The voices were referring to Kaiser Wilhelm II, who had not died but
abdicated. Weak and delirious, Apollinaire—whose birth name was
Wilhelm—thought the voices referred to him.
He
needn’t have worried. Nic Saunders’ gorgeous new film, At
Apollinaire’s Grave, shows him alive and well in Paris—and offering
help to fledgling poets.
The Paris of the film is of course real—far realer than it is in Woody
Allen’s latest. Saunders went to some trouble to be historically
accurate. We see the exterior of the actual “Beat Hotel,” 9 Rue Gît-le-Coeur
(Here Lies The Heart Street), where Allen Ginsberg lived when he
composed the poems used in the film; as Philip Bulcock (The Poet) walks
down Rue Beautreillis, we can make out the balcony of the apartment
block where Jim Morrison died (buried, like Apollinaire, in the great
cemetery, Père Lachaise); and as Bulcock walks along the Seine, we see
the famous Parisian booksellers.
Yet
the film is far from being a documentary of the real; it is rather a
documentary of the spirit, of the process by which one achieves poethood—and
so it is full of fantasy: visual distortions, enormously effective (and
affective) music by Andy Dragazis, stunning juxtapositions, symbols.
Death is everywhere, but, as Whitman said, death is different from what
anyone thought, and luckier.

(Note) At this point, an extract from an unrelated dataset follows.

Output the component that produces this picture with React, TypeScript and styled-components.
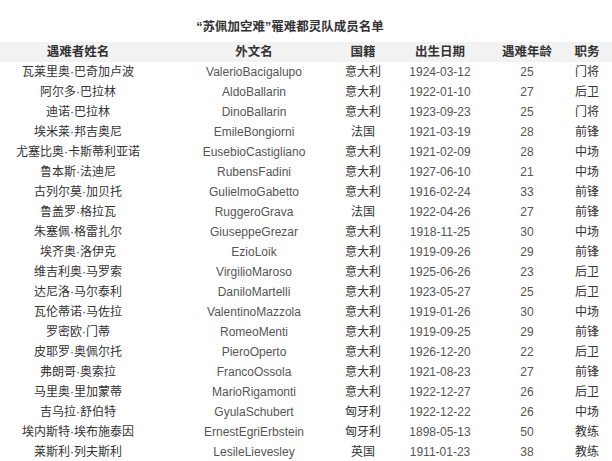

Bulcock plunges himself into the world of
death—the largest cemetery in Paris—but finally discovers there the
energy of life. In an evocation of the period of the actual Beat Hotel—a
seedy monolith of the fifties and early sixties, home to Corso (who
named it), Ginsberg, Gysin, Burroughs, others—the film is shot in
glorious black and white, except for one sequence which is shot in
delicious, rich color. Summoned by a split-off version of himself, The
Poet finds himself an honored guest at a banquet presided over by
Apollinaire himself (who has been watching him throughout the film).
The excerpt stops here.